Nipah Virus (NiV) came into limelight due to an outbreak in Kerala, India. NiV infection can cause severe respiratory and neurological problems with fatality rate of 40–70%. It is a public health concern and has the potential to become a global pandemic. Lack of treatment has forced the containment methods to be restricted to isolation and surveillance. WHO’s ‘R&D Blueprint list of priority diseases’ (2018) indicates that there is an urgent need for accelerated research & development for addressing NiV. In the quest for druglike NiV inhibitors (NVIs) a thorough literature search followed by systematic data curation was conducted. Rigorous data analysis was done with curated NVIs for prioritising curated compounds. Our efforts led to the creation of Nipah Virus Inhibitor Knowledgebase (NVIK), a well-curated structured knowledgebase of 220 NVIs with 142 unique small molecule inhibitors.
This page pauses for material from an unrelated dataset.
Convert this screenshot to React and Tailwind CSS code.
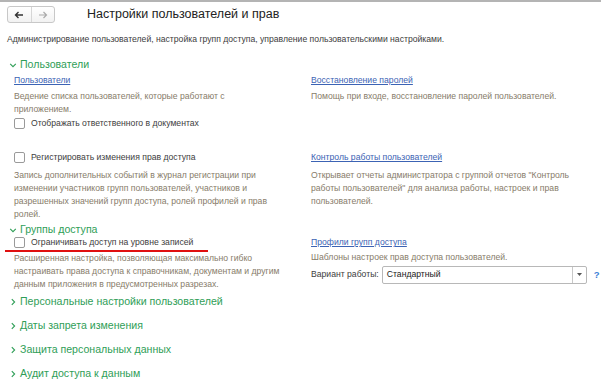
const green = "text-[#2f9e57]";

const Chevron = ({ open }) => (
  <svg width="8" height="8" viewBox="0 0 10 10" className="shrink-0">
    {open ? (
      <path d="M1.5 3.5 L5 7 L8.5 3.5" fill="none" stroke="#2f9e57" strokeWidth="1.4" />
    ) : (
      <path d="M3.5 1.5 L7 5 L3.5 8.5" fill="none" stroke="#2f9e57" strokeWidth="1.4" />
    )}
  </svg>
);

const Section = ({ title, open }) => (
  <div className={`flex items-center gap-[3px] pl-[9px] h-[16px] text-[10.6px] ${green}`}>
    <Chevron open={open} />
    <span>{title}</span>
  </div>
);

const Check = ({ label }) => (
  <div className="flex items-center gap-[6px] h-[13px]">
    <div className="w-[11px] h-[11px] border border-[#9a9a9a] rounded-[2px] bg-white" />
    <span className="text-[#404040]">{label}</span>
  </div>
);

const Link = ({ children }) => (
  <div className="h-[13px] text-[#3c63b4] underline underline-offset-1">{children}</div>
);

const Desc = ({ children, className = "" }) => (
  <div className={`text-[#877c6a] leading-[12.7px] ${className}`}>{children}</div>
);

export default function App() {
  return (
    <div
      className="w-[601px] h-[389px] bg-white overflow-hidden border-t-2 border-[#b4b4b4] text-[8.65px]"
      style={{ fontFamily: "'Liberation Sans', Arial, sans-serif" }}
    >
      <div className="flex items-center pl-[7px] pt-[4px] h-[21px]">
        <div className="flex h-[17px] w-[48px] border border-[#c8c8c8] rounded-[3px] bg-gradient-to-b from-white to-[#f2f2f2]">
          <div className="flex-1 flex items-center justify-center border-r border-[#d6d6d6]">
            <svg width="10" height="8" viewBox="0 0 10 8">
              <path d="M9 4 H2 M4.5 1 L1.5 4 L4.5 7" fill="none" stroke="#333" strokeWidth="1.4" />
            </svg>
          </div>
          <div className="flex-1 flex items-center justify-center">
            <svg width="10" height="8" viewBox="0 0 10 8">
              <path d="M1 4 H8 M5.5 1 L8.5 4 L5.5 7" fill="none" stroke="#aaa" strokeWidth="1.2" />
            </svg>
          </div>
        </div>
        <div className="ml-[32px] text-[12.5px] text-[#222]">Настройки пользователей и прав</div>
      </div>

      <div className="pl-[7px] mt-[10px] text-[#404040]">
        Администрирование пользователей, настройка групп доступа, управление пользовательскими настройками.
      </div>

      <div className="mt-[11px]">
        <Section title="Пользователи" open />
      </div>

      <div className="grid grid-cols-[297px_1fr] pl-[14px] mt-[1px]">
        <div>
          <Link>Пользователи</Link>
          <Desc className="mt-[3px] w-[218px]">Ведение списка пользователей, которые работают с приложением.</Desc>
          <div className="mt-[2px]">
            <Check label="Отображать ответственного в документах" />
          </div>
        </div>
        <div>
          <Link>Восстановление паролей</Link>
          <Desc className="mt-[3px]">Помощь при входе, восстановление паролей пользователей.</Desc>
        </div>

        <div className="mt-[21px]">
          <Check label="Регистрировать изменения прав доступа" />
          <Desc className="mt-[5px] w-[262px]">
            Запись дополнительных событий в журнал регистрации при изменении участников групп пользователей, участников и
            разрешенных значений групп доступа, ролей профилей и прав ролей.
          </Desc>
        </div>
        <div className="mt-[21px]">
          <Link>Контроль работы пользователей</Link>
          <Desc className="mt-[5px] w-[266px]">
            Открывает отчеты администратора с группой отчетов "Контроль работы пользователей" для анализа работы, настроек и прав
            пользователей.
          </Desc>
        </div>
      </div>

      <div className="mt-[2px]">
        <Section title="Группы доступа" open />
      </div>

      <div className="grid grid-cols-[297px_1fr] pl-[14px] mt-[-2px]">
        <div className="relative">
          <Check label="Ограничивать доступ на уровне записей" />
          <div className="absolute left-[-9px] top-[14px] w-[203px] h-[2px] bg-[#e01010]" />
          <Desc className="mt-[3px] w-[276px]">
            Расширенная настройка, позволяющая максимально гибко настраивать права доступа к справочникам, документам и другим
            данным приложения в предусмотренных разрезах.
          </Desc>
        </div>
        <div>
          <Link>Профили групп доступа</Link>
          <Desc className="mt-[2px]">Шаблоны настроек прав доступа пользователей.</Desc>
          <div className="flex items-center mt-[2px] h-[18px]">
            <span className="text-[#404040] mr-[3px] whitespace-nowrap">Вариант работы:</span>
            <div className="flex h-[18px] w-[205px] border border-[#b8b8b8] rounded-[2px]">
              <div className="flex-1 flex items-center pl-[4px] text-[#222]">Стандартный</div>
              <div className="w-[14px] flex items-center justify-center border-l border-[#c8c8c8]">
                <svg width="5" height="3" viewBox="0 0 5 3">
                  <path d="M0 0 H5 L2.5 3 Z" fill="#555" />
                </svg>
              </div>
            </div>
            <span className="ml-[7px] text-[#3c7fd6] font-bold text-[9.5px]">?</span>
          </div>
        </div>
      </div>

      <div className="mt-[4px] flex flex-col gap-[8px]">
        <Section title="Персональные настройки пользователей" />
        <Section title="Даты запрета изменения" />
        <Section title="Защита персональных данных" />
        <Section title="Аудит доступа к данным" />
      </div>
    </div>
  );
}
The reported IC50/EC50 values for some of these inhibitors are in the nanomolar range—as low as 0.47 nM. Of 142 unique small-molecule inhibitors, 124 (87.32%) compounds cleared the PAINS filter. The clustering analysis identified more than 90% of the NVIs as singletons signifying their diverse structural features. This diverse chemical space can be utilized in numerous ways to develop druglike anti-nipah molecules. Further, we prioritised top 10 NVIs, based on robustness of assays, physicochemical properties and their toxicity profiles. All the NVIs related information including their structures, physicochemical properties, similarity analysis with FDA approved drugs and other chemical libraries along with predicted ADMET profiles are freely accessible at https://datascience.imtech.res.in/anshu/nipah/. The NVIK has the provision to submit new inhibitors as and when reported by the community for further enhancement of the NVIs landscape.
Scientific contribution
The NVIK is a dedicated resource for NiV drug discovery containing manually curated NVIs. The NVIs are structurally mapped with known chemical space to identify their structural diversity and recommend strategies for chemical library expansion. Also, in NVIK a combined evidence-based strategy is used to prioritise these inhibitors.